■ **Problem to solve**
Filter the records for lines holding the string "components".

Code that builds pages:
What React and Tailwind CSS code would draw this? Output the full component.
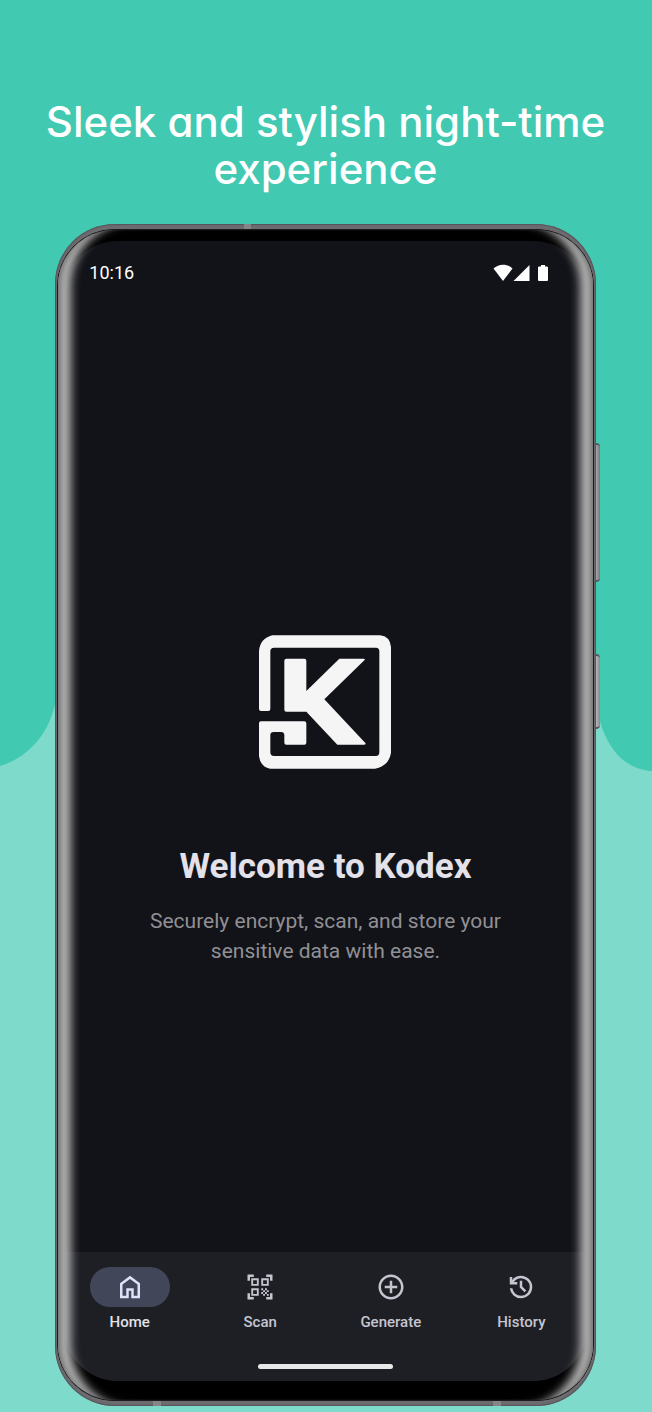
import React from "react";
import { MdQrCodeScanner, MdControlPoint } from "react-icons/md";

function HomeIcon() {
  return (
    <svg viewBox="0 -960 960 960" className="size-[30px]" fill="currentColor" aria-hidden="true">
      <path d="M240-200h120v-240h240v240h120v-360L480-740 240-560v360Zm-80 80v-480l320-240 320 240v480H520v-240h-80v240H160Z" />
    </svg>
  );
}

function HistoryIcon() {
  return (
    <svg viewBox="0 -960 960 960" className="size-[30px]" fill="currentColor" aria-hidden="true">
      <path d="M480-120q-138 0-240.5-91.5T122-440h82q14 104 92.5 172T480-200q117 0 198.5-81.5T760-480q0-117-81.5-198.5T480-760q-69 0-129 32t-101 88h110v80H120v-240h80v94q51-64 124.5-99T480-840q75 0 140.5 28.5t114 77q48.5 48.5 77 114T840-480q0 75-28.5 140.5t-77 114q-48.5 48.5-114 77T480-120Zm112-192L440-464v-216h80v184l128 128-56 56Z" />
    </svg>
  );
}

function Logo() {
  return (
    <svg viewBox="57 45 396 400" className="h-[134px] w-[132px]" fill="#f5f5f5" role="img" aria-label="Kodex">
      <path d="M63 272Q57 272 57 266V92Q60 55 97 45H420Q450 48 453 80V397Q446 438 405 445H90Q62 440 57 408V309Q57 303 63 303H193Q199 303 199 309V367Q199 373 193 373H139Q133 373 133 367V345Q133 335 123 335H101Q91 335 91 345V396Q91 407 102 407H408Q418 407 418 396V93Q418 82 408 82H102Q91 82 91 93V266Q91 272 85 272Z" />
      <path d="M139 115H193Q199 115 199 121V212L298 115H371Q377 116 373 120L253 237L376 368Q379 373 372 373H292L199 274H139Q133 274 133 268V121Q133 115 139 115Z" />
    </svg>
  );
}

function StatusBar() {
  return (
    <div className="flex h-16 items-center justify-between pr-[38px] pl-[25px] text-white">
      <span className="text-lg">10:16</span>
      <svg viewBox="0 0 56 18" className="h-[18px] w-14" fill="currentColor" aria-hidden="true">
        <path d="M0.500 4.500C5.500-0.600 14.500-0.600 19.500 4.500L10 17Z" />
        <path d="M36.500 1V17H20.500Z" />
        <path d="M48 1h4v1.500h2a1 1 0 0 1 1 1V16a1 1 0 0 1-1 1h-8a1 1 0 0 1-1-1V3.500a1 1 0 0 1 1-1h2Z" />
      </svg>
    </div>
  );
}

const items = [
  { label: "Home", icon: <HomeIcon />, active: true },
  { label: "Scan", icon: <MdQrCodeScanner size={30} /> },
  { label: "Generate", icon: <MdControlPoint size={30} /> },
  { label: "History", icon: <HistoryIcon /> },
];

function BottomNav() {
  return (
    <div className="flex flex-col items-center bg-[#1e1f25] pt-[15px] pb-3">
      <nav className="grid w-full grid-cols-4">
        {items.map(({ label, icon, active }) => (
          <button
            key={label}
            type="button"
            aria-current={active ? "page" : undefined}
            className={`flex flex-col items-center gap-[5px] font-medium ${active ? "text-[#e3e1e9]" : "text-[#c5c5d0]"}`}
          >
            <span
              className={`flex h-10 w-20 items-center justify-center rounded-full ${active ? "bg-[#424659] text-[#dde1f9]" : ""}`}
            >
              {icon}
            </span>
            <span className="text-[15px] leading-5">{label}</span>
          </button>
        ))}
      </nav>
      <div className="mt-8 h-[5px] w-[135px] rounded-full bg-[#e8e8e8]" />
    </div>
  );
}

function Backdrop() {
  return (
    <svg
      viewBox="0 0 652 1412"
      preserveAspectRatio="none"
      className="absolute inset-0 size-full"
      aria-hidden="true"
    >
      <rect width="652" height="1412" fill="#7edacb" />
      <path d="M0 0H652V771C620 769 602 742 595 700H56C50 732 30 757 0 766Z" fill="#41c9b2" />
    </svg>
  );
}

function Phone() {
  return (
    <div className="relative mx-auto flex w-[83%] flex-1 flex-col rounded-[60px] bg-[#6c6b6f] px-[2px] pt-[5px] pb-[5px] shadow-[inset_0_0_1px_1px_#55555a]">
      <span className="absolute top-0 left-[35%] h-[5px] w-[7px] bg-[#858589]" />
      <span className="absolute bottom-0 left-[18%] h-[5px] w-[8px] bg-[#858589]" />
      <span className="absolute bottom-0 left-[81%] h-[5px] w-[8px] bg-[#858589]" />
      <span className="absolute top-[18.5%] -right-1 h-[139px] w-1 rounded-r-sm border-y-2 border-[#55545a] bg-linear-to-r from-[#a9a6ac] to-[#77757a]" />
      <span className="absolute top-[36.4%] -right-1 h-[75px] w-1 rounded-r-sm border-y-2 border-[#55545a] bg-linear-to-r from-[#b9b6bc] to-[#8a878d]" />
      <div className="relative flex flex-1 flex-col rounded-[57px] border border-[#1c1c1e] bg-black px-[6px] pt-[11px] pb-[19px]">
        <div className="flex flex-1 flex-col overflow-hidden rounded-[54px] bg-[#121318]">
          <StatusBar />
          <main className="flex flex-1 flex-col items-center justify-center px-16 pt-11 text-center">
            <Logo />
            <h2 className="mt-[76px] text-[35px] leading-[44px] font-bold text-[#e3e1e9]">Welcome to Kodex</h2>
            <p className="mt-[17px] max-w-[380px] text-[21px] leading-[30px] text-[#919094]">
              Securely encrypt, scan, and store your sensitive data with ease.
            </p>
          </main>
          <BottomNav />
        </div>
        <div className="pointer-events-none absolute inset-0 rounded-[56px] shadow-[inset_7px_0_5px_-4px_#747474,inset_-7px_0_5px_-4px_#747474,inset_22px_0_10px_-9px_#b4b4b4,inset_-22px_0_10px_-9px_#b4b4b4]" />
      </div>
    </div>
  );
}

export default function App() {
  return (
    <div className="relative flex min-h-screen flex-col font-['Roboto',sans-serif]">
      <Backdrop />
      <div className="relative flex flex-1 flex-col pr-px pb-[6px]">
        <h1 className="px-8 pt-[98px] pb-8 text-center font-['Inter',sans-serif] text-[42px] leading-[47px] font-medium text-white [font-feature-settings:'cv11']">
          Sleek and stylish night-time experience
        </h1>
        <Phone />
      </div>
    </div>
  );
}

==

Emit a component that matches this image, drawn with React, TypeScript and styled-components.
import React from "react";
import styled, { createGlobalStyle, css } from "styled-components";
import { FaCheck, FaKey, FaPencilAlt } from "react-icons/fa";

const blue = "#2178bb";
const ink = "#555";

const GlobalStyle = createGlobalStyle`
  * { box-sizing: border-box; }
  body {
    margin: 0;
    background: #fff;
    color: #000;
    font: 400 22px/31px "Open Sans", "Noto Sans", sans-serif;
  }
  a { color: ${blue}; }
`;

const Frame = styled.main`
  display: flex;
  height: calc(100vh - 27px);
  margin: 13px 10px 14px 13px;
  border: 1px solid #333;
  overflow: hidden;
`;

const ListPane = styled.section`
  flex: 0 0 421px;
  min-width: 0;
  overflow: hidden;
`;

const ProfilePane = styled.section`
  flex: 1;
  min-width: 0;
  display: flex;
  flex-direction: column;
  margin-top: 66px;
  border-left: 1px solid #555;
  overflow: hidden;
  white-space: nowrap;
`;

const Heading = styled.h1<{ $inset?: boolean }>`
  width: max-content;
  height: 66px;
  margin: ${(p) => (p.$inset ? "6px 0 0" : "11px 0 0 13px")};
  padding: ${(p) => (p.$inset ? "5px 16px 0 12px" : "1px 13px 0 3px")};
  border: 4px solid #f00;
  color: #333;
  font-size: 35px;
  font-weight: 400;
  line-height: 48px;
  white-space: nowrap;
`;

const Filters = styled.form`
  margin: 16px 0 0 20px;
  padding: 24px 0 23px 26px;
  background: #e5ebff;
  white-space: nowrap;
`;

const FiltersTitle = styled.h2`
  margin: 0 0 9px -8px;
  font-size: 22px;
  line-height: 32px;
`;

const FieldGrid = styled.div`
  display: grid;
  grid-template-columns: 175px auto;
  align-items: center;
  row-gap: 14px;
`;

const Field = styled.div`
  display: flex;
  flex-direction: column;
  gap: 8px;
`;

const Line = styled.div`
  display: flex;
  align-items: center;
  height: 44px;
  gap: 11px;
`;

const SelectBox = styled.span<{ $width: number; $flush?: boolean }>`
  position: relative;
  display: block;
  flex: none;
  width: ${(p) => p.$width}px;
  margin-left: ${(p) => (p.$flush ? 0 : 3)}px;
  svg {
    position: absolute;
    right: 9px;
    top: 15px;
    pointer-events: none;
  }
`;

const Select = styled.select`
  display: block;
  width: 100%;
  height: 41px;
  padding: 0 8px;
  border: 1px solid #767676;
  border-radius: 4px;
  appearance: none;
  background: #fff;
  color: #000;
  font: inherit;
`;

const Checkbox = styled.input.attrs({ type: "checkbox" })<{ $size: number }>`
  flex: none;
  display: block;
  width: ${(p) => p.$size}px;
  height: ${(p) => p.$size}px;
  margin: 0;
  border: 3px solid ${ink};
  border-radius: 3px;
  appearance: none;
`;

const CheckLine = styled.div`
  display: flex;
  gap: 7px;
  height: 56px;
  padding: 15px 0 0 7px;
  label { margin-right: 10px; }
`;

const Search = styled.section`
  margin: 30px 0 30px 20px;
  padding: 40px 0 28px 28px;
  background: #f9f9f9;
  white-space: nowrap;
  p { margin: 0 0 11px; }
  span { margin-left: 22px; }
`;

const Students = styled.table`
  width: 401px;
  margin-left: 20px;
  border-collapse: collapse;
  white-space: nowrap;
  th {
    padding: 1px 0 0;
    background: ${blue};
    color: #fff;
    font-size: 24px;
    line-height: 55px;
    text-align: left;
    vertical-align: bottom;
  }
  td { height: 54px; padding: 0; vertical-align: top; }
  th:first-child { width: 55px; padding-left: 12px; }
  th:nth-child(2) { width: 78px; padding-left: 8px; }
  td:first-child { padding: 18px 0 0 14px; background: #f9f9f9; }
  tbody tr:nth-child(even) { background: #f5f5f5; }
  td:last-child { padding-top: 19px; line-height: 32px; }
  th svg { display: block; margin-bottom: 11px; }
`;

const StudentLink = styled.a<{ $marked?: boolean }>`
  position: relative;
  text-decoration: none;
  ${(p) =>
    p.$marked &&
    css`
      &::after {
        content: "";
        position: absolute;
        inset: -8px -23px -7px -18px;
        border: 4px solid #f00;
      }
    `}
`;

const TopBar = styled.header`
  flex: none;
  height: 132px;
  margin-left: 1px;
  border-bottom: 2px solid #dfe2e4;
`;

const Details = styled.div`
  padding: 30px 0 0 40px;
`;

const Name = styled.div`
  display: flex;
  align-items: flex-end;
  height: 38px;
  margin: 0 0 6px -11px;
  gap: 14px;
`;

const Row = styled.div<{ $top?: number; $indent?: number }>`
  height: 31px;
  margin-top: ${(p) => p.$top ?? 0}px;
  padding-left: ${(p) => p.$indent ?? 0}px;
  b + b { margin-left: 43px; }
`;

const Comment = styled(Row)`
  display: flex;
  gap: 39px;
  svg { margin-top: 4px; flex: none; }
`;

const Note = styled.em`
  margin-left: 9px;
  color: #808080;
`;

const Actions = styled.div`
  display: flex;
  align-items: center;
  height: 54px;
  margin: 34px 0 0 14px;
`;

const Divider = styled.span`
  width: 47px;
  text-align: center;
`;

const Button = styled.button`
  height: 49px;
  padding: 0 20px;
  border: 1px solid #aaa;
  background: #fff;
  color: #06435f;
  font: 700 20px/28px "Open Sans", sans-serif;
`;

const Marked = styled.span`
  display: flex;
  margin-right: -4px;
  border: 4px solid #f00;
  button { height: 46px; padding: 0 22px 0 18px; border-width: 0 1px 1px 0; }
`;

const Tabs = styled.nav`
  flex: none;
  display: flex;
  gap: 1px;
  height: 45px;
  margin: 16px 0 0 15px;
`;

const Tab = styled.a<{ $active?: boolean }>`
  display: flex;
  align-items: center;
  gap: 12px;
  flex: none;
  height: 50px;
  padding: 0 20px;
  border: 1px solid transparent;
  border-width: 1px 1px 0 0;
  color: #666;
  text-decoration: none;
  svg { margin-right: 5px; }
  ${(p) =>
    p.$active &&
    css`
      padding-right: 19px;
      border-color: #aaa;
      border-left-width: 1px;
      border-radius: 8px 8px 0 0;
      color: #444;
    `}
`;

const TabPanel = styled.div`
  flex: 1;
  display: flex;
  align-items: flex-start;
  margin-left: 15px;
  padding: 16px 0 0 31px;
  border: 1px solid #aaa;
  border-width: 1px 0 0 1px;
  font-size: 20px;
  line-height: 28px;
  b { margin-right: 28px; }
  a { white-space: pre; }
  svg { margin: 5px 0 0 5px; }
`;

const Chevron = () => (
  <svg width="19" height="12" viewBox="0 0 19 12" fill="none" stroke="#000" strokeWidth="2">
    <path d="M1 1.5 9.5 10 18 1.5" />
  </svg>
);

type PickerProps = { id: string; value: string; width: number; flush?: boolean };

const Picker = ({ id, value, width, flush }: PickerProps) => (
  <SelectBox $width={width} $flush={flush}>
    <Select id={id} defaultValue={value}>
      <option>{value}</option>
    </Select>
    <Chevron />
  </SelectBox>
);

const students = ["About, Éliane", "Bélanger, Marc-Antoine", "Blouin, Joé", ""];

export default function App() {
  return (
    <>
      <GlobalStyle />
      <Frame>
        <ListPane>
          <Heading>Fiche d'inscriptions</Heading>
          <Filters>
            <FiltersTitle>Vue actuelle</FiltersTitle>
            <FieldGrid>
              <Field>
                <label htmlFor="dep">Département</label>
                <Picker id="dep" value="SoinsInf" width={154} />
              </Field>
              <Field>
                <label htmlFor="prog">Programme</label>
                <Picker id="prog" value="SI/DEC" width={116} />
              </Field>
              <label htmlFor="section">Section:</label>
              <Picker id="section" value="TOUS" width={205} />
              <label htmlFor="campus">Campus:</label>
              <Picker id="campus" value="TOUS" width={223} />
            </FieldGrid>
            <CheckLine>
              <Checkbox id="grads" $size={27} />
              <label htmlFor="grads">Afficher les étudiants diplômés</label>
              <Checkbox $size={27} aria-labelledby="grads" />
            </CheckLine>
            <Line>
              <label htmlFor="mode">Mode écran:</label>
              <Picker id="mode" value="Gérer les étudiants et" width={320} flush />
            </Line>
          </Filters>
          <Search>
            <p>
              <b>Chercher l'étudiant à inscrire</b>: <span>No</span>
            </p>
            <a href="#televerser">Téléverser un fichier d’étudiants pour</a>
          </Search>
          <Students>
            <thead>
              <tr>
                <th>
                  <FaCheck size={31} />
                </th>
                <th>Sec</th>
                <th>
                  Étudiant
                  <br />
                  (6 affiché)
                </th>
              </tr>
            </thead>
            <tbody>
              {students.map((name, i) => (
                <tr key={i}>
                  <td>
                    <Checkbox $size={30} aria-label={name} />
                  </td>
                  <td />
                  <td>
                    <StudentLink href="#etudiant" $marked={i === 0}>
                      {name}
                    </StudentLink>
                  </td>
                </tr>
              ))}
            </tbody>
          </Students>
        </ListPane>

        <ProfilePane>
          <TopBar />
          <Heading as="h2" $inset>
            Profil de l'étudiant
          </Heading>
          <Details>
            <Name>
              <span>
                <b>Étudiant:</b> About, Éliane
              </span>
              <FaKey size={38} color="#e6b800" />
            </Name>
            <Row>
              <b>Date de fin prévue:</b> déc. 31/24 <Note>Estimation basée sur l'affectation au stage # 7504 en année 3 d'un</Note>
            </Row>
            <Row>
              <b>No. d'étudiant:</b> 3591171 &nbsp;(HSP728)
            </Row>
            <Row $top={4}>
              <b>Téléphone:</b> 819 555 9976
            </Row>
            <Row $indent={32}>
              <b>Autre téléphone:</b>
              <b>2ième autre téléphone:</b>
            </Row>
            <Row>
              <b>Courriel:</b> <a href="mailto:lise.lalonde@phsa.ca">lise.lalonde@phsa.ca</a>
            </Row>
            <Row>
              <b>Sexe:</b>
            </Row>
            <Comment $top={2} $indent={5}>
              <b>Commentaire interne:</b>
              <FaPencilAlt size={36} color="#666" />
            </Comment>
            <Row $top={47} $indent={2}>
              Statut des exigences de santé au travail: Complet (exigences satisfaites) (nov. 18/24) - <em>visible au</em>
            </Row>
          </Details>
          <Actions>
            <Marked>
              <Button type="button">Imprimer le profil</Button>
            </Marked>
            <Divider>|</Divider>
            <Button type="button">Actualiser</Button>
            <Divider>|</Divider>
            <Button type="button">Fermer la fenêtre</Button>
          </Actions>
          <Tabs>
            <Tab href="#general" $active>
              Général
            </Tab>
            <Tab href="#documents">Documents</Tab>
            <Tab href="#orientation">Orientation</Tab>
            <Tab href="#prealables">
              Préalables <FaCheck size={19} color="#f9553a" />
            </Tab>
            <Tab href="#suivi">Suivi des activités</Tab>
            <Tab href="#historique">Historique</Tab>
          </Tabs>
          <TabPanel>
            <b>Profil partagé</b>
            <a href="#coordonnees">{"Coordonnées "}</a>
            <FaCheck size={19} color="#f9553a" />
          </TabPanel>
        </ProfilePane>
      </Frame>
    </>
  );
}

■ **Written response**
Emit a component that matches this image, drawn with React, TypeScript and styled-components.
import styled, { createGlobalStyle, css } from "styled-components";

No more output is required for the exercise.